Uber, the popular ride-hailing service based in the United States, has halted operations in Tanzania, citing government legislation that hikes fares and reduces its fee.

Uber announced on Thursday that it had made the “tough decision” to halt operations in the East African country.

“The Land Transport Regulatory Authority’s (LATRA) planned pricing rule makes it difficult for platforms like Uber to continue operating,” Uber said in a statement on Thursday.

Tariffs have been quadrupled to 900 Tanzanian shillings per kilometer under new laws that take effect this month.

Meanwhile, maximum commission for the ride-hailing companies was set at 15 percent from the previous 33 percent.

The transport regulator said the changes were aimed at maintaining competition and ensuring affordable taxis.

It defended the rules late Thursday, saying all providers save for Uber had conformed to the new regulations.

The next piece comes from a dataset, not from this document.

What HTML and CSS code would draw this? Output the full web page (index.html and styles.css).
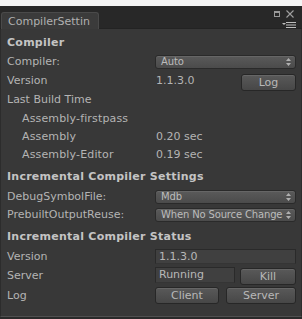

“We remind all the ride-hailing companies to abide by the rules and regulations of doing business in order to boost the economy,” LATRA director general Gilliard Ngewe said in a statement.

Founded in 2009, Uber arrived in Tanzania in 2016 and has capitalised in the country’s low levels of personal car ownership and a lack of efficient mass transport system.

The San Francisco-based company said it remained committed to resuming operations in the long-term if the pricing tussle was resolved.

“We remain available to work with regulators on building a framework for technology to thrive, so that we can re-launch and provide a service loved by so many.”